Team Planning with an Integrated Approach

In one of my previous blogs, I had contemplated potential ways forward for teachers at Sommerville by suggesting deliberate use of our termly "Team Release" days to plan collaboratively within our pathway team. 

This was a successful session alongside my colleagues where we approached our Term Topic: Wind with an interdisciplinary lens. We started off the session by first asking ourselves the big question "What key concepts do we want our students to know and do across the main curriculum areas for Numeracy, Literacy and Science?" By identifying how the element 'Wind' would align within each discipline, had us looking at targeted areas that we can interconnect:

- Literacy: Poetry, Drama and Dance - Using poetry features alongside body/gesture to mimic wind conditions, patterns and movement. 

- Science: Wind related experiments using observation and hypothesizing.

- Technology: Technological Product - Understand that technological products are made from materials that have performance properties.

- Maths Strand: Geometry - exploring 2D and 3D shapes (also connected to Visual Arts in creating artwork)

- Visual Arts: Represent the movement of wind in an artwork.

Team planning in motion:


Connecting multiple subject areas

Planning with an integrated approach is explicitly discussed in the article Integrated Curriculum: Increasing relevance while maintaining accountability by Dr. Susan M. Drake & Joanne Reid - Brock University, Ontario (2010) who state that:

"Integrated curriculum teaches core concepts and skills by connecting multiple subject areas to a unifying theme or issue". 
(S. M. Drake & J. R. Brock 2010)

They expand on this by emphasising that "planning for an integrated approach is a collaborative venture" and highlight explicit steps in designing an integrated curriculum within their Ontario case study.
1. Determine what learning is most important by scanning the relevant curriculum areas for recurring ideas. Vertically scan subject areas’ expectations, two grades below and one above the target grade. Horizontally scan expectations across subjects of the target grade. The similarities represent what is most important for students to know (core concepts or Big Ideas such as systems and structures, sustainability and interdependence), do (21st century skills such as research and critical thinking) and be (ethical issues in the context of self and community). Cluster expectations into meaningful chunks that describe the conceptual content (Know), skills (Do) and attitudes/beliefs (Be), the KDB.
2. Choose an appropriate issue or theme to study.
3. Brainstorm possible activities based on expectations. Create a concept web as an organizing graphic.
4. Finalize the KDB to act as an umbrella for the unit.
5. Create a rich assessment task for a culminating activity. Align this task with the KDB and curriculum expectations. A challenging but relevant assessment task – one that involves more than one subject and allows students to demonstrate that they have met expectations and achieved the KDB – is key to creating a meaningful curriculum.
6. Create two to three Big Questions. Organize daily instruction around them.

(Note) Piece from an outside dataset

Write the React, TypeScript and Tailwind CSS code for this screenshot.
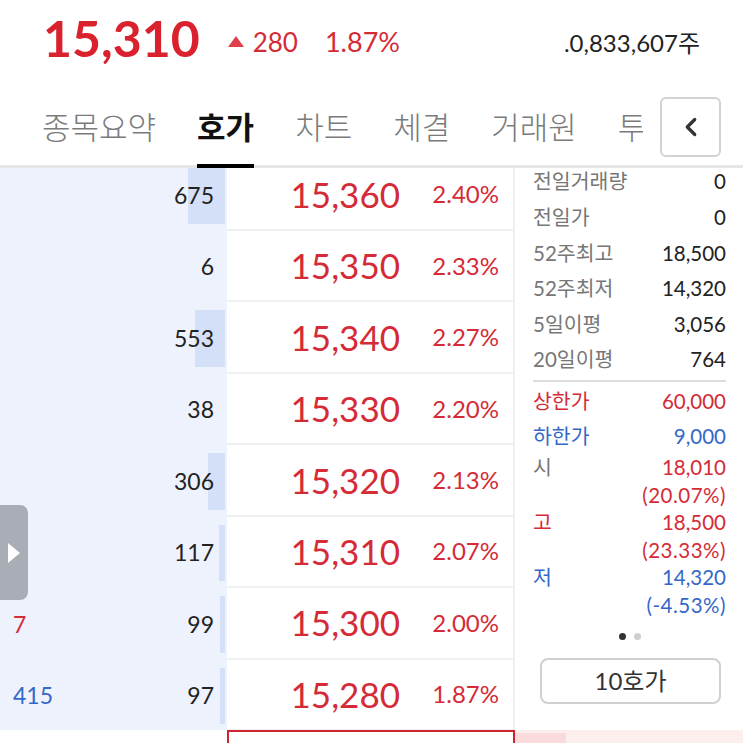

The article further indicated that:
● Core cross-disciplinary concepts and higher-order skills are taught by connecting multiple subjects to a unifying theme or issue.
● Students in integrated programs demonstrate academic performance equal to, or better than, students in discipline-based programs.
● Benefits include greater student engagement, increased teacher collaboration and professional growth and more opportunities to differentiate learning, all especially helpful for at-risk students.
● Creating integrated curriculum is not without challenges, often requiring a fundamental change in practice and beliefs.

Monday, 5 August 2024

Intervention Implementation

 > > Hunch:  “If I merge different components from The Arts and Science curriculum to supplement teaching Literacy/Numeracy concepts, it will make the activities much more enticing for my students, who will then be more interested to engage.” < <

Identified target learners (who demonstrate low levels of engagement):

  • Student R

  • Student Q

  • Student M1

  • Student M2

Term 2 Implementation:
I deliberately planned to deliver Literacy with Drama and Science with Visual Arts to pique the interest of of my low engagement students.

Intervention #1: Integration of Science and Visual Arts
By teaching Science (Topic: Fire) alongside Visual Arts to create artwork projects which explicitly teach the language of melting, boiling, heating, burning while using them as techniques to create a fire effect.


Intervention #2: Integration of Drama with Script Writing (Literacy)

The idea was to weave Drama and Literacy: Script Writing together to explore the story “Maui and the Goddess of Fire”. The focus was to bring this Maori myth/legend alive through drama features while building comprehension of the text (setting, character descriptions and emotive language). 


DRAMA:

  • Expressions: To use facial expressions to demonstrate emotions; transition from one expression to another. 

  • Body/Gesture: To use different bodily movements
    i.e. different heights and shapes; control my movements while travelling through the acting space.

  • Tone/Voice: To use voice techniques in different ways to convey various expressions


SCRIPT WRITING:

  • To use a range of descriptive vocabulary (wow/emotive/senses) to describe the setting and characters through exploration of the 5 senses: Smell, Touch, Taste, Sight, Sound

  • To know features of a script (eg name; speech; narrator, action) and differentiate between narrator and characters.